Implementation:Huggingface Datatrove BaseStats
| Knowledge Sources | |
|---|---|
| Domains | Data Quality, Statistics |
| Last Updated | 2026-02-14 17:00 GMT |
Overview
BaseStats is the abstract base class for all statistics computation pipeline steps in Datatrove, providing the framework for extracting, grouping, and persisting document-level metrics.
Description
BaseStats extends PipelineStep and defines the core architecture for computing dataset statistics. It introduces an abstract method extract_stats that subclasses must implement to compute specific metrics from a Document. The base class then handles all the infrastructure for grouping, aggregation, and serialization of those metrics.

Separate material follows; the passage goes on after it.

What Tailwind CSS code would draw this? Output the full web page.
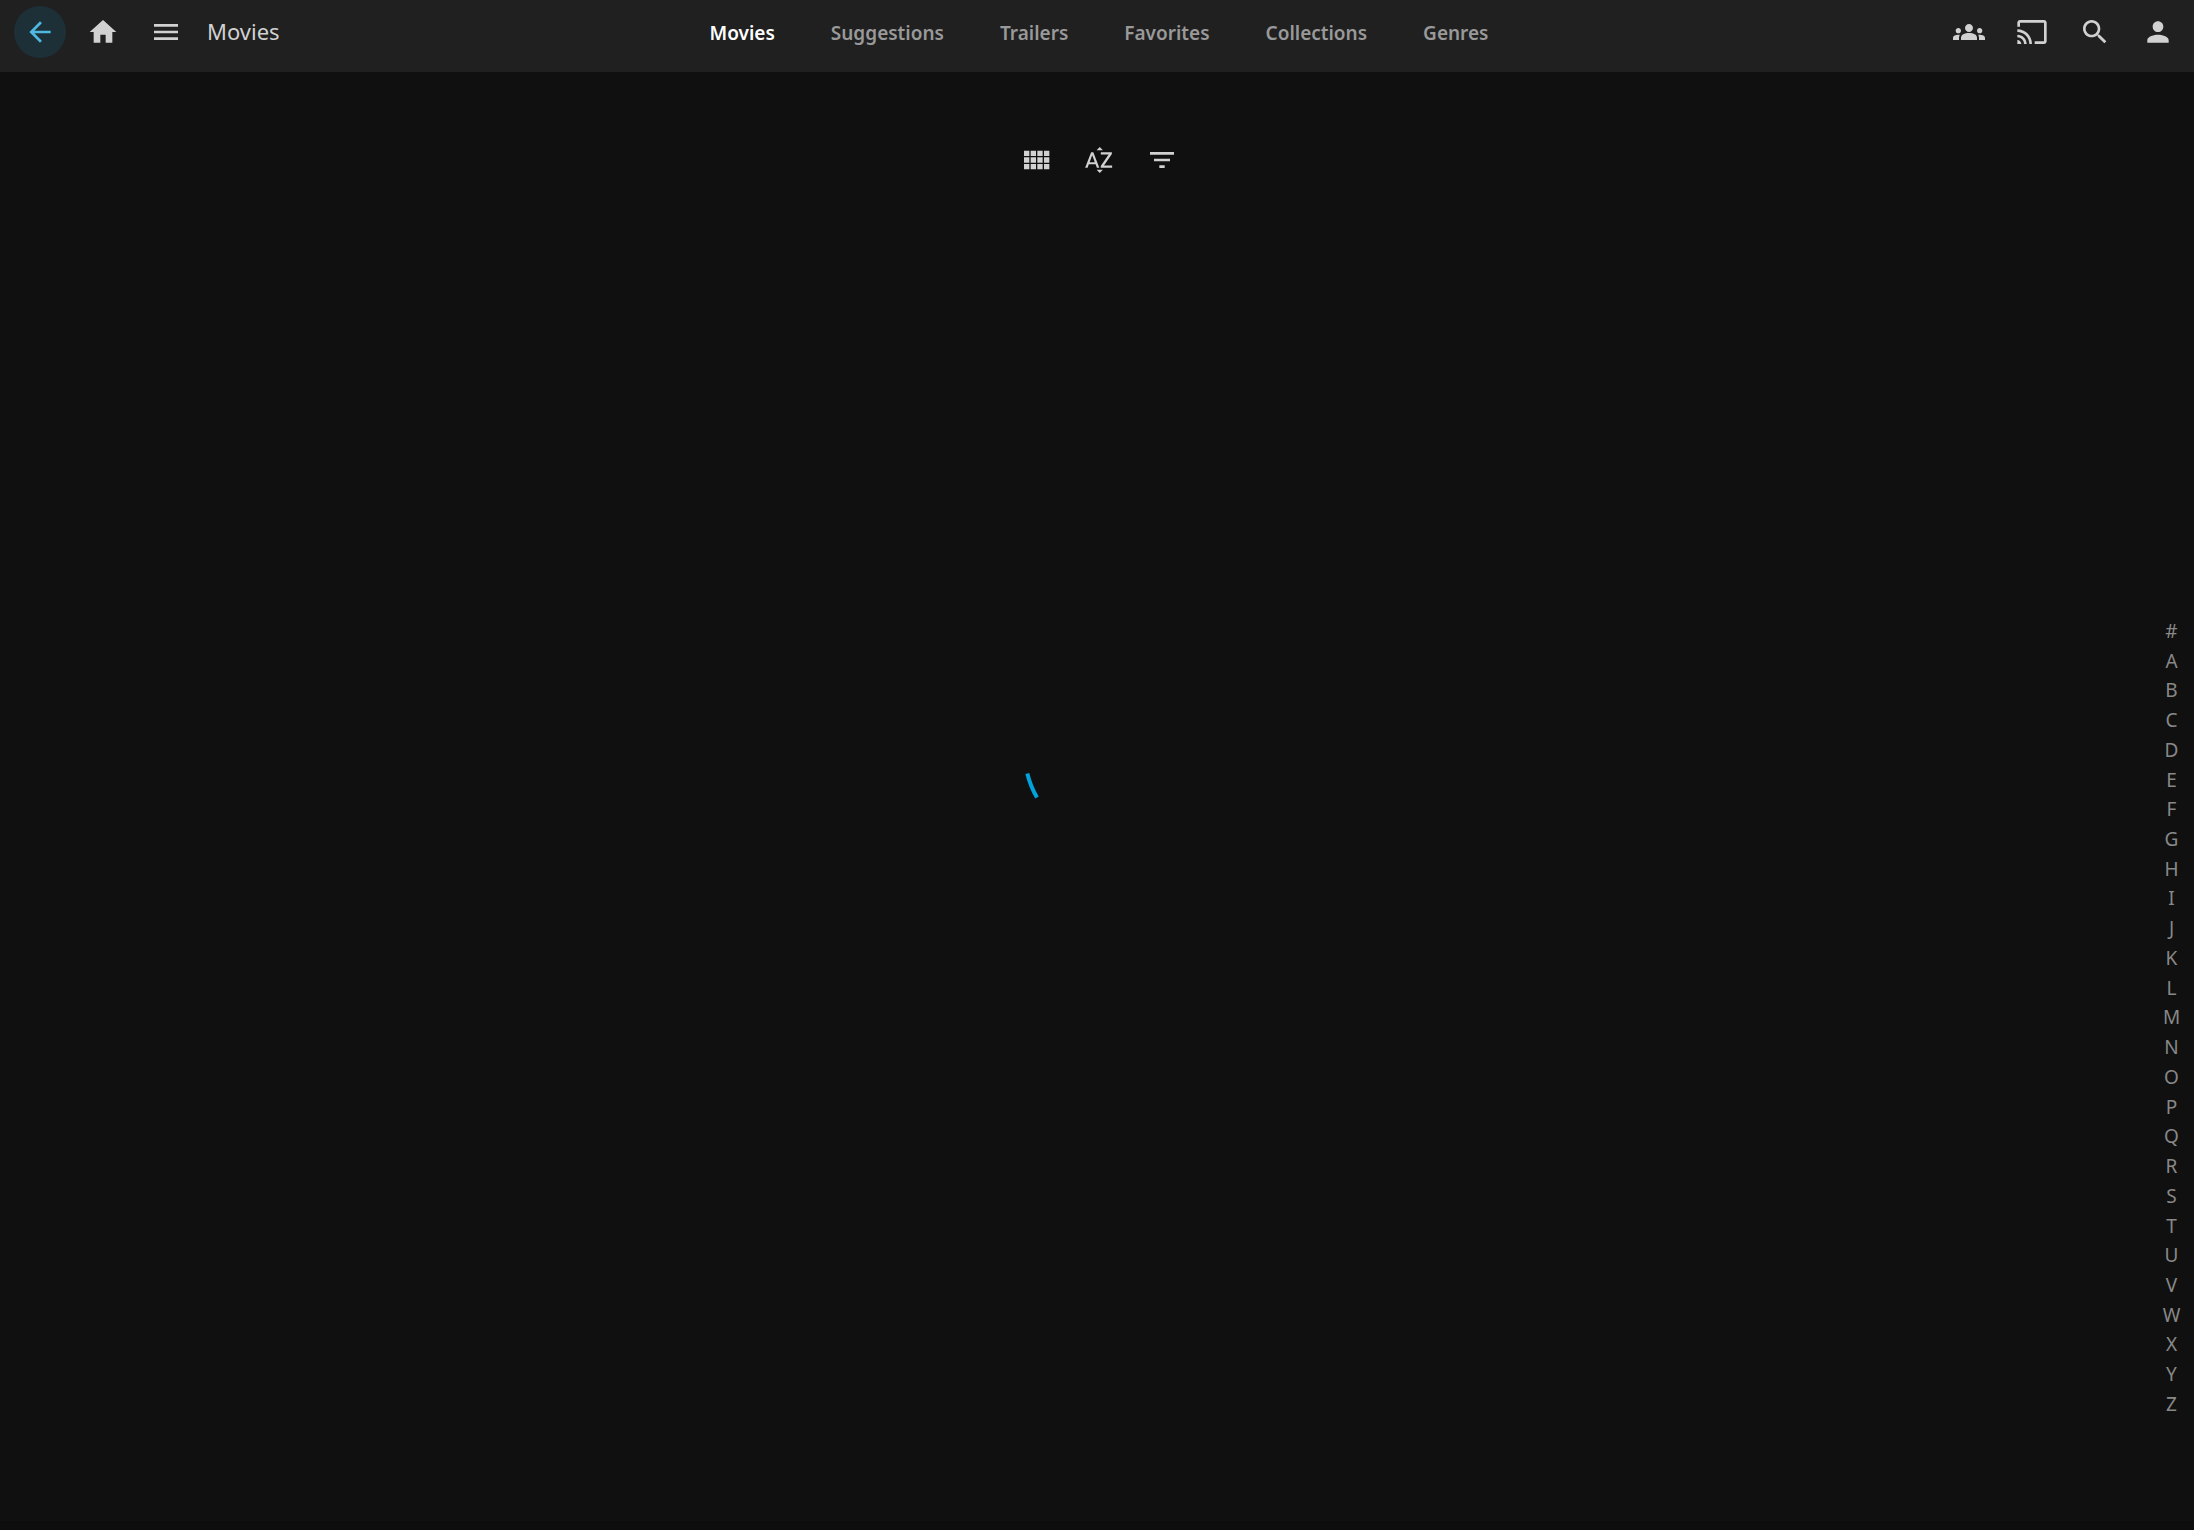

Statistics are organized into four group types: summary (aggregate totals), histogram (value distributions with configurable rounding), fqdn (grouped by fully qualified domain name extracted from document URLs), and suffix (grouped by TLD suffix). For each group, the class maintains a dictionary of MetricStatsDict objects that accumulate running statistics. The histogram group specially tracks counts weighted by character count and optionally by token count.
The class also supports a TopKConfig mechanism for memory management. When computing statistics for high-cardinality groups like fqdn or suffix, only the top K keys (by document count) are retained, which prevents unbounded memory growth. Results are serialized to JSON files organized as {group}/{stat_name}/{rank:05d}.json, enabling distributed computation where each worker writes to its own rank file.
Usage
Do not instantiate BaseStats directly. Instead, subclass it and implement the extract_stats method to define the specific metrics to compute. Use it as the foundation for any custom statistics computation step in a Datatrove pipeline.
Code Reference
Source Location
- Repository: Huggingface_Datatrove
- File: src/datatrove/pipeline/stats/base.py
- Lines: 1-133
Signature
class BaseStats(PipelineStep):
type = "📊 - STATS"
name = "👑 Summary stats"
_requires_dependencies = ["tldextract"]
def __init__(
self,
output_folder: DataFolderLike,
groups_to_compute: list[GROUP] | None = None,
histogram_round_digits: int = 3,
top_k_config: TopKConfig = DEFAULT_TOP_K_CONFIG,
) -> None
@abstractmethod
def extract_stats(self, doc: Document) -> dict[str, int | float]:
...
def get_kv(
self, doc: Document, value: STAT_TYPE, group_name: GROUP
) -> tuple[str, STAT_TYPE | dict[str, STAT_TYPE]]:
...
def run(
self, data: DocumentsPipeline, rank: int = 0, world_size: int = 1
) -> DocumentsPipeline:
...
Import
from datatrove.pipeline.stats.base import BaseStats
I/O Contract
Inputs
| Name | Type | Required | Description |
|---|---|---|---|
| output_folder | DataFolderLike | Yes | Folder where computed statistics JSON files will be saved |
| groups_to_compute | list[GROUP] or None | No | List of grouping strategies: "summary", "histogram", "fqdn", "suffix" (default: all) |
| histogram_round_digits | int | No | Number of decimal digits for rounding histogram bin values (default: 3) |
| top_k_config | TopKConfig | No | Configuration controlling top-K truncation for high-cardinality groups (default: top 100,000 for fqdn and suffix) |
Outputs
| Name | Type | Description |
|---|---|---|
| documents | DocumentsPipeline | Yields documents with computed statistics added to their metadata |
| JSON files | Files on disk | Statistics saved as {group}/{stat_name}/{rank:05d}.json in the output folder |
Usage Examples
Subclassing BaseStats
from datatrove.data import Document
from datatrove.pipeline.stats.base import BaseStats
class WordCountStats(BaseStats):
name = "Word count stats"
def extract_stats(self, doc: Document) -> dict[str, int | float]:
return {
"word_count": len(doc.text.split()),
}
Using in a Pipeline
from datatrove.pipeline.stats.base import BaseStats
# Any BaseStats subclass can be added to a pipeline
stats_step = WordCountStats(
output_folder="s3://my-bucket/stats/",
groups_to_compute=["summary", "histogram"],
)